Know before you go . . .
Fire and ambulance: 112
British embassy: 00 34 933 666 200; Spain Avenida Isidoro Macabich 45-1, Apartado 307 07800 Ibiza, Spain; gov.uk
Flight time: Around two and a half hours
Currency: Euros (€)
Dialling code: 00 34
Local laws and etiquette
The best and cheapest way to explore Ibiza is by car or scooter, and there are plenty of places to rent at the airport and in all of the major towns. There’s no Uber on island so if you need to get from A to B in a hurry (or if you’ve been drinking) your best bet is by taxi, though this is an expensive option unless you’re in a group. If time is on your side, catch the bus: they’re reliable and cheap. That said, routes to villages like San Juan and Santa Gertrudis are few, so be sure to plan well in advance. In peak summer, the disco bus services San Antonio, Ibiza Town and Playa d’en Bossa, which is a cheap and easy way to get home from a night out. Just expect a rowdy ride.
It should go without saying, but it’s illegal to drink and drive – and the same goes for drugs. Traffic controls and police searches are common so don’t test your luck. It’s also illegal to drink on the streets.
The traditional Spanish greeting is two kisses. Don’t be shy; dive in.
Tipping isn’t essential but a 10 per cent addition for great service is always appreciated. Approach as you would in the UK.
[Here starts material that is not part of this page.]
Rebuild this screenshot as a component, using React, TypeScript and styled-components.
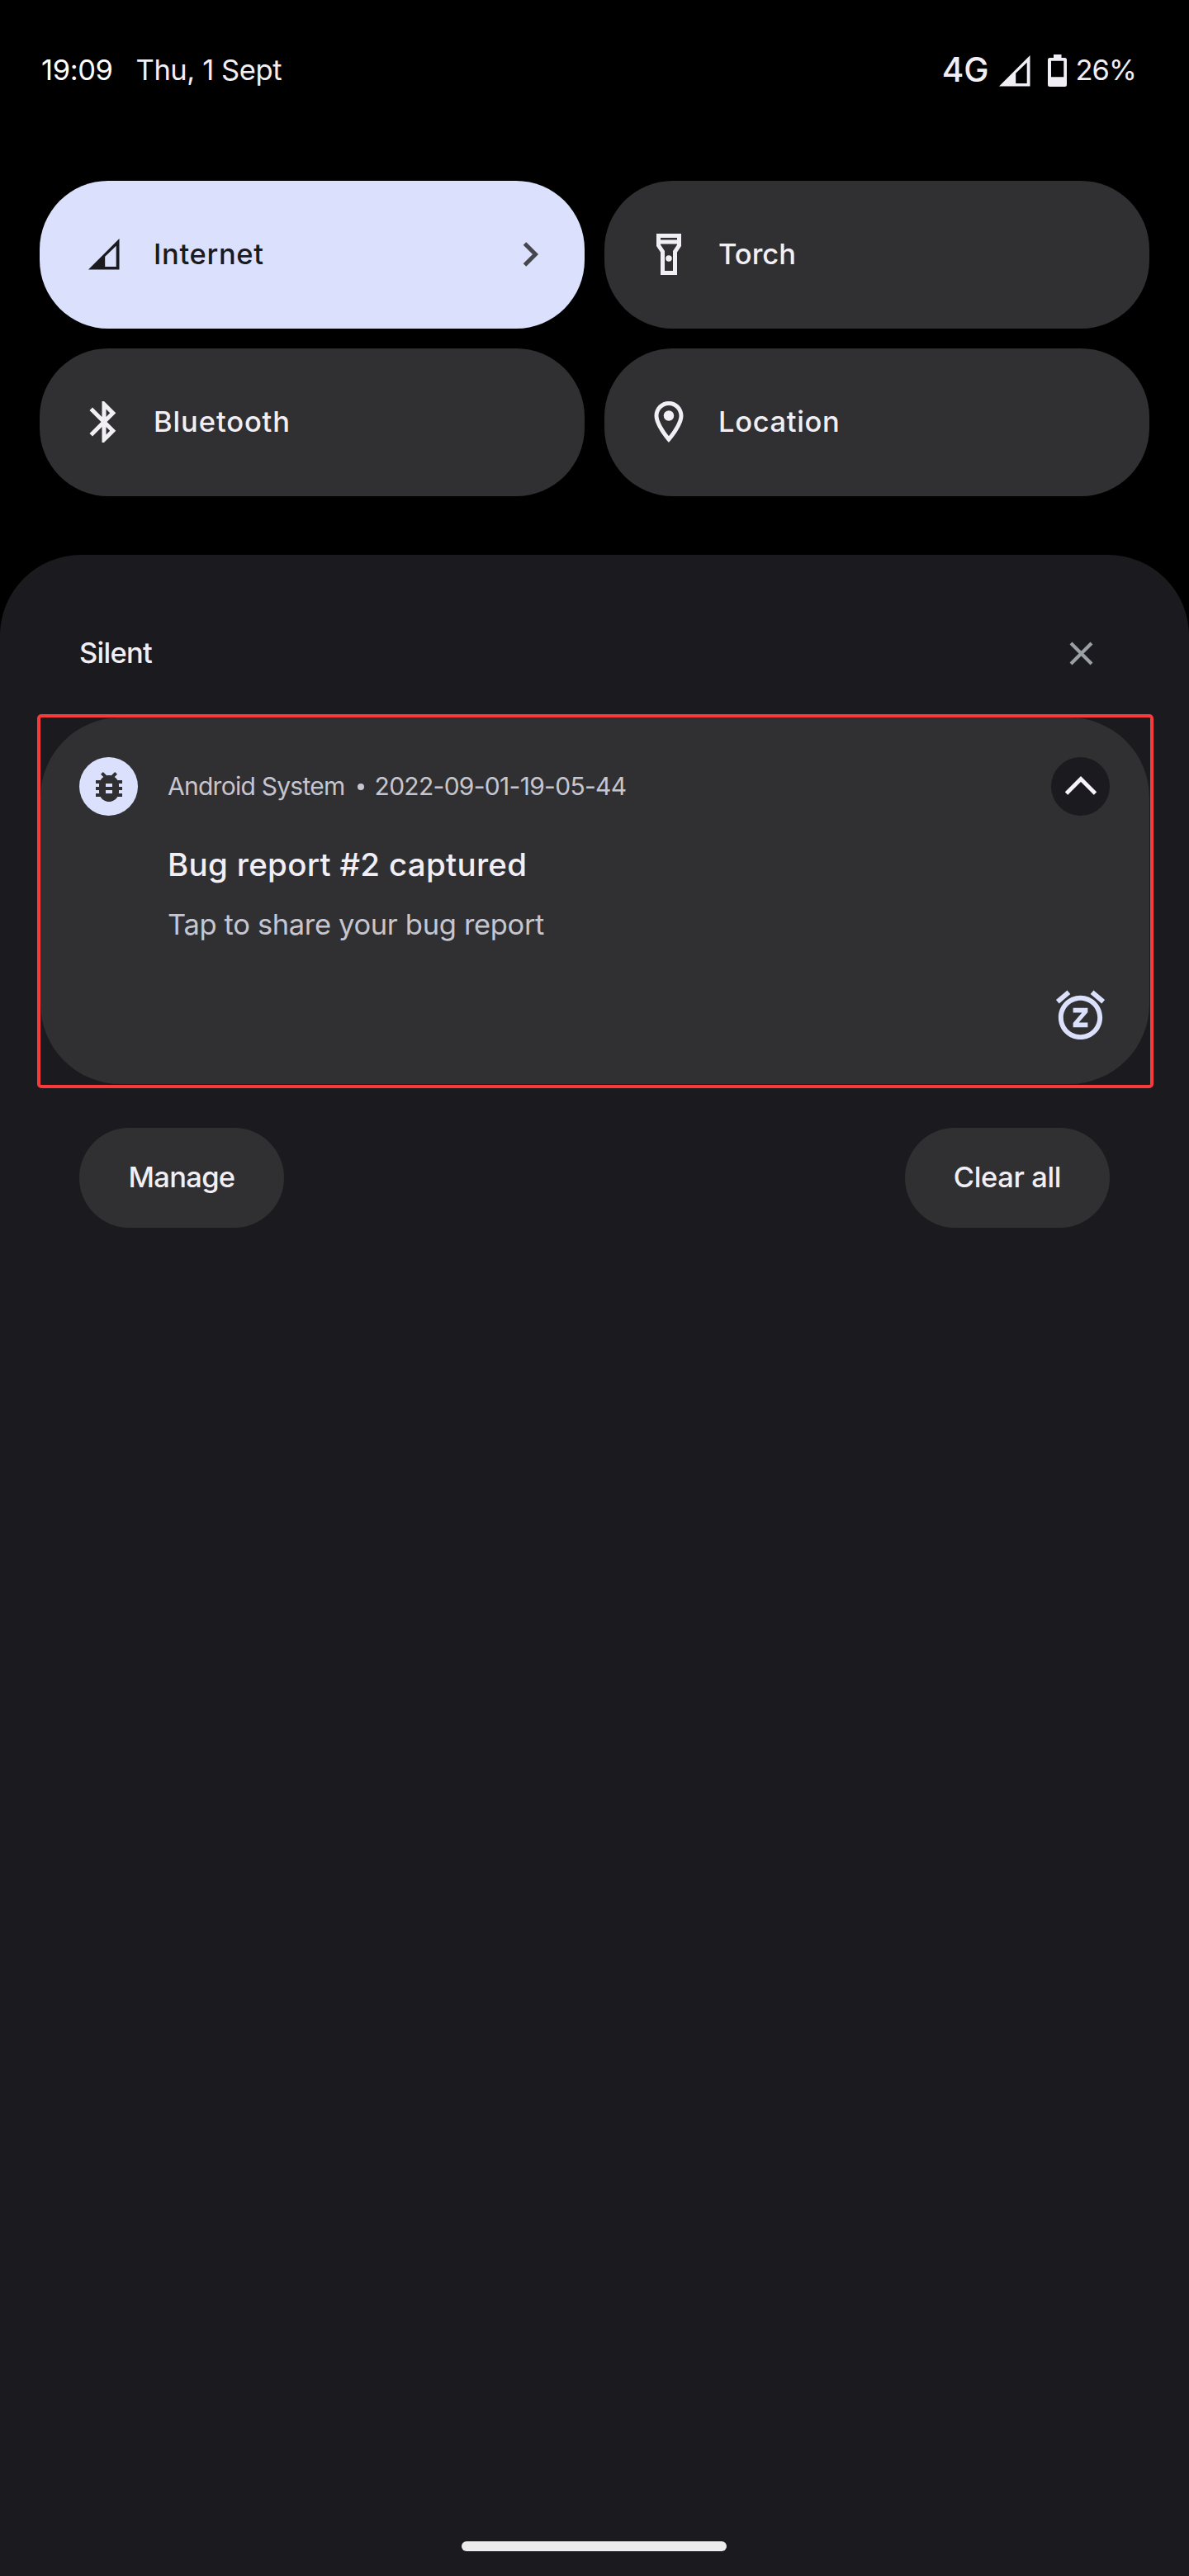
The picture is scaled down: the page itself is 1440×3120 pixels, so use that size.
import React from "react";
import styled, { createGlobalStyle } from "styled-components";

const GlobalStyle = createGlobalStyle`
  * { box-sizing: border-box; }
  body {
    margin: 0;
    background: #000;
    color: #f1eff5;
    font-family: Inter, "Liberation Sans", sans-serif;
  }
  svg { display: block; flex: none; }
  button { border: 0; padding: 0; margin: 0; background: none; color: inherit; font: inherit; }
`;

const Screen = styled.main`
  width: 1440px;
  height: 3120px;
  display: flex;
  flex-direction: column;
  background: #000;
  overflow: hidden;
`;

const Text = styled.span<{ $size?: number; $weight?: number; $track?: number; $color?: string }>`
  font-size: ${(p) => p.$size ?? 34.5}px;
  font-weight: ${(p) => p.$weight ?? 500};
  letter-spacing: ${(p) => p.$track ?? 0}px;
  color: ${(p) => p.$color ?? "#f1eff5"};
  line-height: 40px;
  white-space: nowrap;
`;

/* Status bar */

const StatusBar = styled.header`
  height: 169px;
  padding: 0 64px 0 50px;
  display: flex;
  align-items: center;
  justify-content: space-between;
`;

const StatusSide = styled.div`
  display: flex;
  align-items: center;
`;

const DateText = styled(Text)`
  margin-left: 28px;
`;

const SignalSlot = styled.div`
  margin: 2px 21px 0 12px;
`;

const BatterySlot = styled.div`
  margin: 2px 11px 0 0;
`;

/* Quick settings */

const TileGrid = styled.section`
  display: grid;
  grid-template-columns: 660px 660px;
  grid-auto-rows: 179px;
  gap: 24px;
  padding: 50px 48px 71px;
`;

const Tile = styled.button<{ $active?: boolean }>`
  display: flex;
  align-items: center;
  padding: 0 48px 1px;
  border-radius: 83px;
  background: ${(p) => (p.$active ? "#dbe1fc" : "#303032")};
  color: ${(p) => (p.$active ? "#1b1b1f" : "#f1eff5")};
`;

const TileIcon = styled.span`
  width: 60px;
  height: 60px;
  margin-right: 30px;
  display: flex;
  align-items: center;
  justify-content: center;
`;

const TileLabel = styled(Text)`
  flex: 1;
  text-align: left;
  padding-bottom: 1px;
`;

/* Notification shade */

const Shade = styled.section`
  flex: 1;
  display: flex;
  flex-direction: column;
  background: #1b1b1f;
  border-radius: 98px 98px 0 0;
`;

const SectionHeader = styled.div`
  display: flex;
  align-items: center;
  justify-content: space-between;
  height: 60px;
  margin: 89px 107px 44px 96px;
`;

const Highlight = styled.div`
  width: 1352px;
  height: 453px;
  margin-left: 45px;
  padding: 0 1px 1px 0;
  border: 4px solid #f93a3a;
  border-radius: 5px;
`;

const Card = styled.article`
  height: 100%;
  display: flex;
  flex-direction: column;
  padding: 48px 48px 48px 47px;
  border-radius: 97px;
  background: #303032;
`;

const CardHeader = styled.div`
  display: flex;
  align-items: center;
  height: 71px;
`;

const Disc = styled.span<{ $bg: string; $fg: string }>`
  width: 71px;
  height: 71px;
  flex: none;
  border-radius: 50%;
  display: flex;
  align-items: center;
  justify-content: center;
  background: ${(p) => p.$bg};
  color: ${(p) => p.$fg};
`;

const CardMeta = styled.div`
  flex: 1;
  display: flex;
  align-items: center;
  margin-left: 36px;
  padding-bottom: 2px;
`;

const Dot = styled.span`
  width: 8px;
  height: 8px;
  margin: 2px 13px 0 15px;
  border-radius: 50%;
  background: #c5c6d0;
`;

const CardBody = styled.div`
  display: flex;
  flex-direction: column;
  gap: 33px;
  margin: 39px 0 0 107px;
`;

const SnoozeButton = styled.button`
  align-self: flex-end;
  margin-top: auto;
  color: #dbe1fc;
`;

const Footer = styled.div`
  display: flex;
  justify-content: space-between;
  padding: 48px 96px 0;
`;

const Pill = styled.button`
  width: 248px;
  height: 121px;
  padding-bottom: 2px;
  display: flex;
  align-items: center;
  justify-content: center;
  border-radius: 61px;
  background: #303032;
`;

const HomeBar = styled.div`
  width: 321px;
  height: 12px;
  margin: auto 0 30px 559px;
  border-radius: 6px;
  background: #ececec;
`;

/* Icons */

const SignalIcon = () => (
  <svg width="38" height="38" viewBox="0 0 38 38" fill="currentColor">
    <path fillRule="evenodd" d="M0 37.6H37.5V0ZM20.2 34V21.8L33.7 8.8V34Z" />
  </svg>
);

const BatteryIcon = () => (
  <svg width="23" height="39" viewBox="0 0 23 39" fill="currentColor">
    <path
      fillRule="evenodd"
      d="M7 0H16.5V4H20.5Q23 4 23 6.5V36.5Q23 39 20.5 39H2.5Q0 39 0 36.5V6.5Q0 4 2.5 4H7ZM4 7.7V27.3H19.3V7.7Z"
    />
  </svg>
);

const MaterialIcon = ({ d, size, dot }: { d: string; size: number; dot?: [number, number, number] }) => (
  <svg width={size} height={size} viewBox="0 0 24 24" fill="currentColor">
    <path d={d} />
    {dot && <circle cx={dot[0]} cy={dot[1]} r={dot[2]} />}
  </svg>
);

const StrokeIcon = ({ w, h, d, color, width }: { w: number; h: number; d: string; color: string; width: number }) => (
  <svg width={w} height={h} viewBox={`0 0 ${w} ${h}`} fill="none" stroke={color} strokeWidth={width}>
    <path d={d} />
  </svg>
);

const BLUETOOTH =
  "M17.71 7.71L12 2h-1v7.59L6.41 5 5 6.41 10.59 12 5 17.59 6.41 19 11 14.41V22h1l5.71-5.71L13.41 12l4.3-4.29zM13 5.83l1.88 1.88L13 9.59V5.83zm1.88 10.46L13 18.17v-3.76l1.88 1.88z";
const TORCH = "M6 2v6l2 3v11h8V11l2-3V2H6zm10 2v1H8V4h8zm-2 6.4V20h-4v-9.61l-2-3V7h8v.39l-2 3.01z";
const PLACE =
  "M12 2C8.13 2 5 5.13 5 9c0 5.25 7 13 7 13s7-7.75 7-13c0-3.87-3.13-7-7-7zM7 9c0-2.76 2.24-5 5-5s5 2.24 5 5c0 2.88-2.88 7.19-5 9.88C9.92 16.21 7 11.85 7 9z";
const BUG =
  "M20 8h-2.81c-.45-.78-1.07-1.45-1.82-1.96L17 4.41 15.59 3l-2.17 2.17C12.96 5.06 12.49 5 12 5c-.49 0-.96.06-1.41.17L8.41 3 7 4.41l1.62 1.63C7.88 6.55 7.26 7.22 6.81 8H4v2h2.09c-.05.33-.09.66-.09 1v1H4v2h2v1c0 .34.04.67.09 1H4v2h2.81c1.04 1.79 2.97 3 5.19 3s4.15-1.21 5.19-3H20v-2h-2.09c.05-.33.09-.66.09-1v-1h2v-2h-2v-1c0-.34-.04-.67-.09-1H20V8zm-6 8h-4v-2h4v2zm0-4h-4v-2h4v2z";
const SNOOZE =
  "M7.88 3.39L6.6 1.86 2 5.71l1.29 1.53 4.59-3.85zM22 5.72l-4.6-3.86-1.29 1.53 4.6 3.86L22 5.72zM12 4c-4.97 0-9 4.03-9 9s4.02 9 9 9c4.97 0 9-4.03 9-9s-4.03-9-9-9zm0 16c-3.87 0-7-3.13-7-7s3.13-7 7-7 7 3.13 7 7-3.13 7-7 7zm-3-9h3.63L9 15.2V17h6v-2h-3.63L15 10.8V9H9v2z";

export default function App() {
  return (
    <Screen>
      <GlobalStyle />
      <StatusBar>
        <StatusSide>
          <Text $weight={400} $track={-0.4} $color="#fff">19:09</Text>
          <DateText $weight={400} $track={-0.42}>Thu, 1 Sept</DateText>
        </StatusSide>
        <StatusSide>
          <Text $size={40.5}>4G</Text>
          <SignalSlot><SignalIcon /></SignalSlot>
          <BatterySlot><BatteryIcon /></BatterySlot>
          <Text $weight={400} $track={-0.95}>26%</Text>
        </StatusSide>
      </StatusBar>

      <TileGrid>
        <Tile $active>
          <TileIcon><SignalIcon /></TileIcon>
          <TileLabel $track={0.66} $color="#1b1b1f">Internet</TileLabel>
          <StrokeIcon w={30} h={32} d="M5.5 3L18.500 16L5.5 29" color="#46474d" width={5} />
        </Tile>
        <Tile>
          <TileIcon><MaterialIcon size={60} d={TORCH} dot={[12, 14, 1.5]} /></TileIcon>
          <TileLabel>Torch</TileLabel>
        </Tile>
        <Tile>
          <TileIcon><MaterialIcon size={60} d={BLUETOOTH} /></TileIcon>
          <TileLabel $track={0.88}>Bluetooth</TileLabel>
        </Tile>
        <Tile>
          <TileIcon><MaterialIcon size={60} d={PLACE} dot={[12, 9, 2.5]} /></TileIcon>
          <TileLabel $track={0.64}>Location</TileLabel>
        </Tile>
      </TileGrid>

      <Shade>
        <SectionHeader>
          <Text $track={-0.74}>Silent</Text>
          <StrokeIcon w={48} h={48} d="M12 12L37 37M37 12L12 37" color="#9aa0a3" width={4.2} />
        </SectionHeader>

        <Highlight>
          <Card>
            <CardHeader>
              <Disc $bg="#dbe1fc" $fg="#303032">
                <MaterialIcon size={48} d={BUG} />
              </Disc>
              <CardMeta>
                <Text $size={30} $weight={400} $track={-0.74} $color="#c5c6d0">Android System</Text>
                <Dot />
                <Text $size={30} $weight={400} $track={-0.7} $color="#c5c6d0">2022-09-01-19-05-44</Text>
              </CardMeta>
              <Disc $bg="#1b1b1f" $fg="#f6f4fa">
                <StrokeIcon w={48} h={48} d="M6.500 32L24 14.500L41.500 32" color="currentColor" width={4.8} />
              </Disc>
            </CardHeader>
            <CardBody>
              <Text $size={38.5} $track={0.29}>Bug report #2 captured</Text>
              <Text $weight={400} $track={-0.34} $color="#c5c6d0">Tap to share your bug report</Text>
            </CardBody>
            <SnoozeButton>
              <MaterialIcon size={71} d={SNOOZE} />
            </SnoozeButton>
          </Card>
        </Highlight>

        <Footer>
          <Pill><Text $track={-0.7}>Manage</Text></Pill>
          <Pill><Text $track={-0.38}>Clear all</Text></Pill>
        </Footer>

        <HomeBar />
      </Shade>
    </Screen>
  );
}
At clubs there’s an ‘anything goes’ dress policy, but this doesn’t extend to all public spaces. If you’re in a bikini or swimming shorts in a shop/restaurant/bus you’ll almost definitely be asked to cover up. Shorts aren’t allowed in any of the club’s VIP lounges.
In Spain, the average time for dinner is around 10pm and the clubs don’t open until midnight. Do not turn up as soon as the doors open unless you want to be the only person on the dancefloor. You don’t want to be that person.
The majority of shops still close for siesta every day between 2pm and 5pm. Most shops will close all day on Sundays.
Abby has been chasing Ibiza sunsets for almost a decade. She went in search of salty days and starry nights but somehow got lost on a dancefloor. She’s been there, glass of hierbas in hand, ever since.